## [Set exercise]
Copy out each line of the listing that has the word "this" in it.

## [Given data]
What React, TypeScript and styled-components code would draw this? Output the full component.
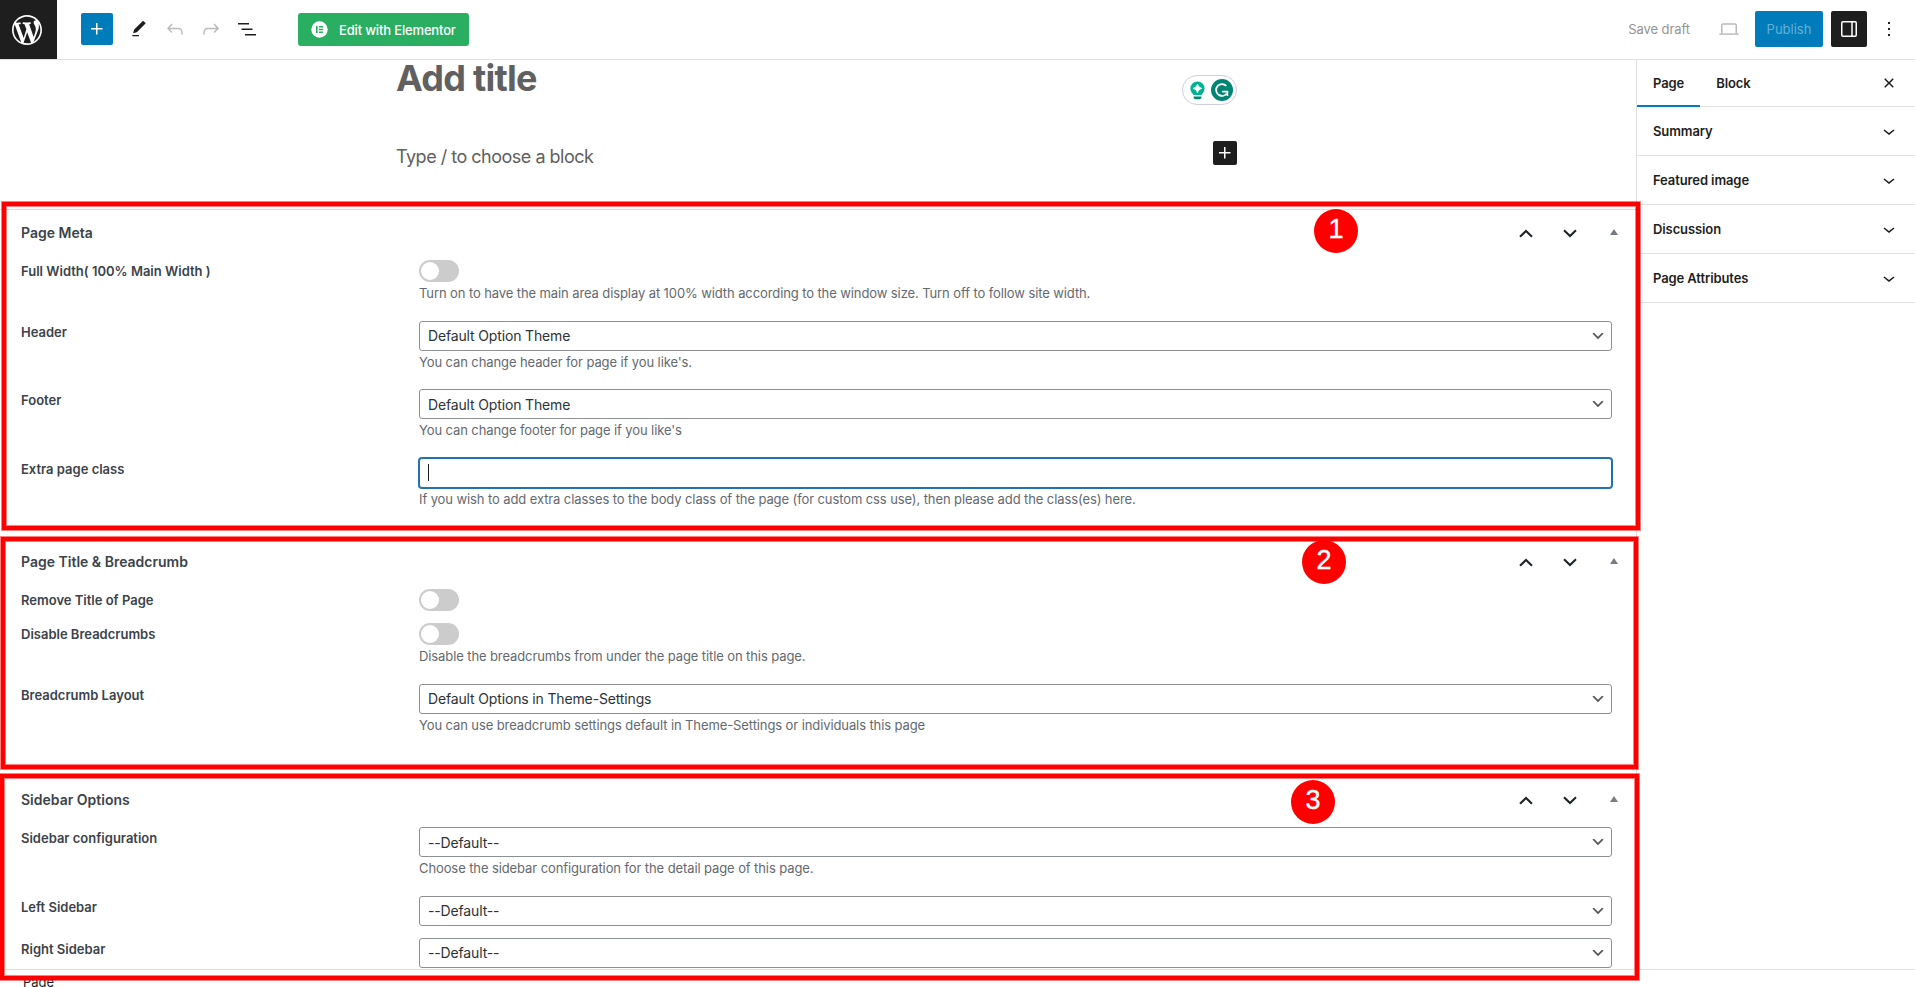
import React from "react";
import styled, { createGlobalStyle, css } from "styled-components";

const Global = createGlobalStyle`
  * { box-sizing: border-box; }
  body {
    margin: 0;
    background: #fff;
    color: #1e1e1e;
    font-family: Inter, "Liberation Sans", sans-serif;
    font-size: 13px;
    -webkit-font-smoothing: antialiased;
  }
`;

const Editor = styled.div`
  position: relative;
  display: flex;
  flex-direction: column;
  width: 1915px;
  height: 987px;
  overflow: hidden;
`;

/* ---------- top bar ---------- */

const TopBar = styled.header`
  flex: none;
  display: flex;
  align-items: center;
  height: 60px;
  border-bottom: 1px solid #e0e0e0;
`;

const SiteLogo = styled.div`
  display: flex;
  align-items: center;
  justify-content: center;
  width: 57px;
  height: 59px;
  padding: 1px 3px 0 0;
  background: #1e1e1e;
`;

const Tools = styled.div`
  display: flex;
  align-items: center;
  margin-left: 24px;
  padding-bottom: 1px;
`;

const InserterButton = styled.button`
  display: flex;
  align-items: center;
  justify-content: center;
  width: 32px;
  height: 32px;
  margin: 0 8px 0 0;
  padding: 0;
  border: 0;
  border-radius: 2px;
  background: #007cba;
  color: #fff;
`;

const ToolButton = styled.button<{ $dim?: boolean }>`
  display: flex;
  align-items: center;
  justify-content: center;
  width: 36px;
  height: 36px;
  padding: 0;
  border: 0;
  background: none;
  color: ${(p) => (p.$dim ? "#bbbbbb" : "#1e1e1e")};
`;

const ElementorButton = styled.button`
  display: flex;
  align-items: center;
  gap: 11px;
  width: 171px;
  height: 33px;
  margin: 0 0 0 33px;
  padding: 0 0 0 13px;
  border: 0;
  border-radius: 3px;
  background: #29ae62;
  color: #fff;
  font: 500 13px/33px Inter, "Liberation Sans", sans-serif;
  letter-spacing: -0.16px;
  white-space: nowrap;
`;

const ElementorLabel = styled.span`
  padding-top: 2px;
`;

const Actions = styled.div`
  display: flex;
  align-items: center;
  margin-left: auto;
  padding: 0 14px 1px 0;
`;

const SaveDraft = styled.span`
  margin-right: 29px;
  color: #949494;
  letter-spacing: -0.08px;
  white-space: nowrap;
`;

const PublishButton = styled.button`
  width: 68px;
  height: 36px;
  margin: 0 8px 0 16px;
  padding: 0;
  border: 0;
  border-radius: 2px;
  background: #007cba;
  color: #66b0d6;
  font: 400 13px/36px Inter, "Liberation Sans", sans-serif;
`;

const SettingsButton = styled.button`
  display: flex;
  align-items: center;
  justify-content: center;
  width: 36px;
  height: 36px;
  margin-right: 10px;
  padding: 0;
  border: 0;
  border-radius: 2px;
  background: #1e1e1e;
  color: #fff;
`;

/* ---------- body ---------- */

const Body = styled.div`
  flex: none;
  display: flex;
  height: 909px;
`;

const Main = styled.main`
  display: flex;
  flex-direction: column;
  width: 1636px;
`;

const Canvas = styled.section`
  flex: none;
  height: 149px;
  padding: 0 399px 0 396px;
`;

const CanvasRow = styled.div`
  display: flex;
  align-items: flex-start;
  justify-content: space-between;
  height: 66px;
  padding-top: 15px;
`;

const PageTitle = styled.h1`
  margin: -17px 0 0;
  color: #606060;
  font-size: 36px;
  font-weight: 700;
  line-height: 40px;
  letter-spacing: -0.75px;
`;

const Prompt = styled.p`
  margin: 3px 0 0;
  color: #606060;
  font-size: 18px;
  line-height: 26px;
  letter-spacing: -0.5px;
`;

const GrammarPill = styled.div`
  display: flex;
  align-items: center;
  justify-content: space-between;
  width: 55px;
  height: 30px;
  padding: 0 3px 0 7px;
  border: 1px solid #cfcfe0;
  border-radius: 15px;
`;

const BlockAdder = styled.button`
  display: flex;
  align-items: center;
  justify-content: center;
  width: 24px;
  height: 24px;
  padding: 0;
  border: 0;
  border-radius: 2px;
  background: #1e1e1e;
  color: #fff;
`;

/* ---------- meta boxes ---------- */

const MetaBoxes = styled.div`
  flex: 1;
  min-height: 0;
  overflow: hidden;
  border-top: 1px solid #ddd;
`;

const MetaBox = styled.section<{ $height: number }>`
  height: ${(p) => p.$height}px;
  padding: 0 24px 0 21px;
`;

const MetaHead = styled.div`
  display: flex;
  align-items: center;
  height: 46px;
  margin-bottom: 3.8px;
`;

const MetaTitle = styled.h2`
  flex: 1;
  margin: 0;
  color: #3c434a;
  font-size: 14px;
  font-weight: 600;
  line-height: 20px;
`;

const OrderIcons = styled.div`
  display: flex;
  align-items: center;
  margin-right: -24px;
  color: #1d2327;
`;

const IconCell = styled.span<{ $width: number }>`
  display: flex;
  justify-content: center;
  width: ${(p) => p.$width}px;
`;

const Row = styled.div`
  display: flex;
  margin-bottom: 12px;
`;

const Label = styled.label`
  flex: none;
  width: 398px;
  height: 22px;
  color: #3c434a;
  font-weight: 600;
  line-height: 23px;
`;

const Field = styled.div`
  flex: 1;
`;

const Toggle = styled.span`
  display: flex;
  width: 40px;
  height: 22px;
  padding: 2px;
  border-radius: 11px;
  background: #ccc;

  &::before {
    content: "";
    width: 18px;
    height: 18px;
    border-radius: 50%;
    background: #fff;
  }
`;

const control = css`
  display: flex;
  align-items: center;
  height: 30px;
  border-radius: 3px;
  background: #fff;
  color: #2c3338;
  font-size: 14px;
  letter-spacing: -0.15px;
`;

const Select = styled.div`
  ${control}
  justify-content: space-between;
  padding: 0 5px 0 8px;
  border: 1px solid #8c8f94;

  svg {
    color: #555;
  }
`;

const TextInput = styled.div`
  ${control}
  padding: 0 8px;
  border: 1px solid #2271b1;
  box-shadow: 0 0 0 1px #2271b1;
`;

const Caret = styled.span`
  width: 1px;
  height: 17px;
  background: #1e1e1e;
`;

const Help = styled.p<{ $toggle: boolean }>`
  margin: ${(p) => (p.$toggle ? "2.4px 0 6.6px" : "2px 0 6.5px")};
  color: #646970;
  line-height: 18px;
  letter-spacing: -0.1px;
  white-space: nowrap;
`;

/* ---------- sidebar ---------- */

const Sidebar = styled.aside`
  flex: 1;
  border-left: 1px solid #e0e0e0;
  font-weight: 600;
  letter-spacing: -0.1px;
`;

const Tabs = styled.div`
  display: flex;
  height: 47px;
  padding-right: 14px;
  border-bottom: 1px solid #e0e0e0;
`;

const Tab = styled.div<{ $active?: boolean }>`
  height: 47px;
  padding: 0 16px;
  line-height: 47px;
  ${(p) => p.$active && "box-shadow: inset 0 -2px 0 #007cba;"}
`;

const CloseButton = styled.span`
  display: flex;
  align-items: center;
  margin-left: auto;
`;

const Panel = styled.div`
  display: flex;
  align-items: center;
  justify-content: space-between;
  height: 49px;
  padding: 0 14px 0 16px;
  border-bottom: 1px solid #e0e0e0;
`;

const Footer = styled.footer`
  flex: none;
  height: 25px;
  padding-left: 23px;
  border-top: 1px solid #e0e0e0;
  line-height: 24px;
`;

/* ---------- annotations laid over the page ---------- */

const Frame = styled.div<{ $x: number; $y: number; $w: number; $h: number }>`
  position: absolute;
  left: ${(p) => p.$x}px;
  top: ${(p) => p.$y}px;
  width: ${(p) => p.$w}px;
  height: ${(p) => p.$h}px;
  border: 4px solid #f00;
  box-shadow: 0 0 0 1px rgba(255, 0, 0, 0.5), inset 0 0 0 1px rgba(255, 0, 0, 0.5);
`;

const Badge = styled.div<{ $x: number; $y: number }>`
  position: absolute;
  left: ${(p) => p.$x}px;
  top: ${(p) => p.$y}px;
  width: 44px;
  height: 44px;
  border-radius: 50%;
  background: #f00;
  color: #fff;
  font: 400 27px/40px "Liberation Sans", sans-serif;
  -webkit-text-stroke: 0.4px #fff;
  text-align: center;
`;

/* ---------- icons ---------- */

const Glyph = ({ d, size = 24, box = "0 0 24 24" }: { d: string; size?: number; box?: string }) => (
  <svg width={size} height={size} viewBox={box} fill="currentColor">
    <path d={d} />
  </svg>
);

const plus = "M11 12.5V17.5H12.5V12.5H17.5V11H12.5V6H11V11H6V12.5H11Z";
const pencil = "M20.1 5.1L16.9 2 6.2 12.7l-1.3 4.4 4.5-1.3L20.1 5.1zM4 20.8h8v-1.5H4v1.5z";
const undo =
  "M18.3 11.7c-.6-.6-1.4-.9-2.3-.9H6.7l2.9-3.3-1.1-1-4.5 5L8.5 16l1-1-2.7-2.7H16c.5 0 .9.2 1.3.5 1 1 1 3.4 1 4.5v.3h1.5v-.2c0-1.5 0-4.3-1.5-5.7z";
const redo =
  "M15.6 6.5l-1.1 1 2.9 3.3H8c-.9 0-1.7.3-2.3.9-1.4 1.5-1.4 4.2-1.4 5.6v.2h1.5v-.3c0-1.1 0-3.5 1-4.5.3-.3.7-.5 1.3-.5h9.2L14.5 15l1.1 1.1 4.6-4.6-4.6-5z";
const listView = "M3 6h11v1.5H3V6zm3.5 5.5h11V13h-11v-1.5zM21 17H10v1.5h11V17z";
const dots = "M13 19h-2v-2h2v2zm0-6h-2v-2h2v2zm0-6h-2V5h2v2z";
const chevron = "M17.5 11.6L12 16l-5.5-4.4.9-1.2L12 14l4.5-3.6 1 1.2z";
const cross =
  "M12 13.06l3.712 3.713 1.061-1.06L13.061 12l3.712-3.712-1.06-1.06L12 10.938 8.288 7.227l-1.061 1.06L10.939 12l-3.712 3.712 1.06 1.061L12 13.061z";
const wordpress =
  "M20 10c0-5.51-4.49-10-10-10C4.48 0 0 4.49 0 10c0 5.52 4.48 10 10 10 5.51 0 10-4.48 10-10zM7.78 15.37L4.37 6.22c.55-.02 1.17-.08 1.17-.08.5-.06.44-1.13-.06-1.11 0 0-1.45.11-2.37.11-.18 0-.37 0-.58-.01C4.12 2.69 6.87 1.11 10 1.11c2.33 0 4.45.87 6.05 2.34-.68-.11-1.65.39-1.65 1.58 0 .74.45 1.36.9 2.1.35.61.55 1.36.55 2.46 0 1.49-1.4 5-1.4 5l-3.03-8.37c.54-.02.82-.17.82-.17.5-.05.44-1.25-.06-1.22 0 0-1.44.12-2.38.12-.87 0-2.33-.12-2.33-.12-.5-.03-.56 1.2-.06 1.22l.92.08 1.26 3.41zM17.41 10c.24-.64.74-1.87.43-4.25.7 1.29 1.05 2.71 1.05 4.25 0 3.29-1.73 6.24-4.4 7.78.97-2.59 1.94-5.2 2.92-7.78zM6.1 18.09C3.12 16.65 1.11 13.53 1.11 10c0-1.3.23-2.48.72-3.59C3.25 10.3 4.67 14.2 6.1 18.09zm4.03-6.63l2.58 6.98c-.86.29-1.76.45-2.71.45-.79 0-1.57-.11-2.29-.33.81-2.38 1.62-4.74 2.42-7.1z";

const ElementorMark = () => (
  <svg width="17" height="17" viewBox="0 0 17 17">
    <circle cx="8.5" cy="8.5" r="8.2" fill="#fff" />
    <path d="M5 5h1.6v7H5zM8 5h4.2v1.4H8zM8 7.8h4.2v1.4H8zM8 10.6h4.2V12H8z" fill="#29ae62" />
  </svg>
);

const Laptop = () => (
  <svg width="20" height="12" viewBox="0 0 20 12" fill="none" stroke="#bbb" strokeWidth="1.5">
    <path d="M2.75 10.5V2.2c0-.8.5-1.3 1.3-1.3h11.9c.8 0 1.3.5 1.3 1.3v8.3" />
    <path d="M.3 11.1h19.4" />
  </svg>
);

const SidebarMark = () => (
  <svg width="16" height="16" viewBox="0 0 16 16" fill="none" stroke="currentColor" strokeWidth="1.5">
    <rect x=".75" y=".75" width="14.5" height="14.5" rx="1.2" />
    <path d="M11 .75v14.5" />
  </svg>
);

const Bulb = () => (
  <svg width="15" height="19" viewBox="0 0 15 19">
    <path
      d="M7.5.4a7 7 0 0 1 7.1 7c0 2.7-1.5 4.2-3.3 6.6H3.7C1.9 11.6.4 10.1.4 7.4a7 7 0 0 1 7.1-7z"
      fill="#00b294"
    />
    <path d="M7.5 3.1Q8.2 6.7 11.8 7.4 8.2 8.1 7.5 11.7 6.8 8.1 3.2 7.4 6.8 6.7 7.5 3.1z" fill="#fff" stroke="#fff" strokeWidth=".8" />
    <path d="M3.5 15.4h8c0 1.9-.9 2.8-2.4 2.8H5.9c-1.5 0-2.4-.9-2.4-2.8z" fill="#008573" />
  </svg>
);

const Grammarly = () => (
  <svg width="22" height="22" viewBox="0 0 22 22">
    <circle cx="11" cy="11" r="11" fill="#008573" />
    <path d="M15.3 6.9A5.9 5.9 0 1 0 15.8 14.4" fill="none" stroke="#fff" strokeWidth="1.7" />
    <path d="M11.2 12.6h5.2v4.4" fill="none" stroke="#fff" strokeWidth="1.7" />
  </svg>
);

const Arrow = ({ up }: { up?: boolean }) => (
  <svg width="14" height="9" viewBox="0 0 14 9" fill="none" stroke="currentColor" strokeWidth="2.1">
    <path d={up ? "M1 7.7L7 2l6 5.7" : "M1 1.3L7 7l6-5.7"} />
  </svg>
);

const Triangle = () => (
  <svg width="8" height="8" viewBox="0 0 8 8">
    <path d="M4 0l4 6H0z" fill="#787c82" />
  </svg>
);

/* ---------- composition ---------- */

type Item = { label: string; kind: "toggle" | "select" | "input"; value?: string; help?: string };

const boxes: { title: string; height: number; items: Item[] }[] = [
  {
    title: "Page Meta",
    height: 329,
    items: [
      {
        label: "Full Width( 100% Main Width )",
        kind: "toggle",
        help: "Turn on to have the main area display at 100% width according to the window size. Turn off to follow site width.",
      },
      { label: "Header", kind: "select", value: "Default Option Theme", help: "You can change header for page if you like's." },
      { label: "Footer", kind: "select", value: "Default Option Theme", help: "You can change footer for page if you like's" },
      {
        label: "Extra page class",
        kind: "input",
        help: "If you wish to add extra classes to the body class of the page (for custom css use), then please add the class(es) here.",
      },
    ],
  },
  {
    title: "Page Title & Breadcrumb",
    height: 238.3,
    items: [
      { label: "Remove Title of Page", kind: "toggle" },
      { label: "Disable Breadcrumbs", kind: "toggle", help: "Disable the breadcrumbs from under the page title on this page." },
      {
        label: "Breadcrumb Layout",
        kind: "select",
        value: "Default Options in Theme-Settings",
        help: "You can use breadcrumb settings default in Theme-Settings or individuals this page",
      },
    ],
  },
  {
    title: "Sidebar Options",
    height: 220,
    items: [
      {
        label: "Sidebar configuration",
        kind: "select",
        value: "--Default--",
        help: "Choose the sidebar configuration for the detail page of this page.",
      },
      { label: "Left Sidebar", kind: "select", value: "--Default--" },
      { label: "Right Sidebar", kind: "select", value: "--Default--" },
    ],
  },
];

const FieldRow = ({ item }: { item: Item }) => (
  <Row>
    <Label>{item.label}</Label>
    <Field>
      {item.kind === "toggle" && <Toggle />}
      {item.kind === "select" && (
        <Select>
          {item.value}
          <Glyph d="M5 6l5 5 5-5 2 1-7 7-7-7 2-1z" size={16} box="0 0 20 20" />
        </Select>
      )}
      {item.kind === "input" && (
        <TextInput>
          <Caret />
        </TextInput>
      )}
      {item.help && <Help $toggle={item.kind === "toggle"}>{item.help}</Help>}
    </Field>
  </Row>
);

export default function App() {
  return (
    <Editor>
      <Global />
      <TopBar>
        <SiteLogo>
          <svg width="30" height="30" viewBox="0 0 20 20" fill="#fff">
            <path d={wordpress} />
          </svg>
        </SiteLogo>
        <Tools>
          <InserterButton>
            <Glyph d={plus} />
          </InserterButton>
          <ToolButton>
            <Glyph d={pencil} size={20} />
          </ToolButton>
          <ToolButton $dim>
            <Glyph d={undo} />
          </ToolButton>
          <ToolButton $dim>
            <Glyph d={redo} />
          </ToolButton>
          <ToolButton>
            <Glyph d={listView} />
          </ToolButton>
          <ElementorButton>
            <ElementorMark />
            <ElementorLabel>Edit with Elementor</ElementorLabel>
          </ElementorButton>
        </Tools>
        <Actions>
          <SaveDraft>Save draft</SaveDraft>
          <Laptop />
          <PublishButton>Publish</PublishButton>
          <SettingsButton>
            <SidebarMark />
          </SettingsButton>
          <Glyph d={dots} />
        </Actions>
      </TopBar>

      <Body>
        <Main>
          <Canvas>
            <CanvasRow>
              <PageTitle>Add title</PageTitle>
              <GrammarPill>
                <Bulb />
                <Grammarly />
              </GrammarPill>
            </CanvasRow>
            <CanvasRow>
              <Prompt>Type / to choose a block</Prompt>
              <BlockAdder>
                <Glyph d={plus} />
              </BlockAdder>
            </CanvasRow>
          </Canvas>
          <MetaBoxes>
            {boxes.map((box) => (
              <MetaBox key={box.title} $height={box.height}>
                <MetaHead>
                  <MetaTitle>{box.title}</MetaTitle>
                  <OrderIcons>
                    <IconCell $width={44}>
                      <Arrow up />
                    </IconCell>
                    <IconCell $width={44}>
                      <Arrow />
                    </IconCell>
                    <IconCell $width={44}>
                      <Triangle />
                    </IconCell>
                  </OrderIcons>
                </MetaHead>
                {box.items.map((item) => (
                  <FieldRow key={item.label} item={item} />
                ))}
              </MetaBox>
            ))}
          </MetaBoxes>
        </Main>
        <Sidebar>
          <Tabs>
            <Tab $active>Page</Tab>
            <Tab>Block</Tab>
            <CloseButton>
              <Glyph d={cross} />
            </CloseButton>
          </Tabs>
          {["Summary", "Featured image", "Discussion", "Page Attributes"].map((name) => (
            <Panel key={name}>
              {name}
              <Glyph d={chevron} />
            </Panel>
          ))}
        </Sidebar>
      </Body>
      <Footer>Page</Footer>

      <Frame $x={2} $y={202} $w={1638} $h={328} />
      <Frame $x={1} $y={537} $w={1637} $h={232} />
      <Frame $x={0} $y={774} $w={1639} $h={206} />
      <Badge $x={1314} $y={209}>1</Badge>
      <Badge $x={1302} $y={540}>2</Badge>
      <Badge $x={1291} $y={780}>3</Badge>
    </Editor>
  );
}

## [Final result]
What React, TypeScript and styled-components code would draw this? Output the full component.
      { label: "Disable Breadcrumbs", kind: "toggle", help: "Disable the breadcrumbs from under the page title on this page." },
        help: "You can use breadcrumb settings default in Theme-Settings or individuals this page",
        help: "Choose the sidebar configuration for the detail page of this page.",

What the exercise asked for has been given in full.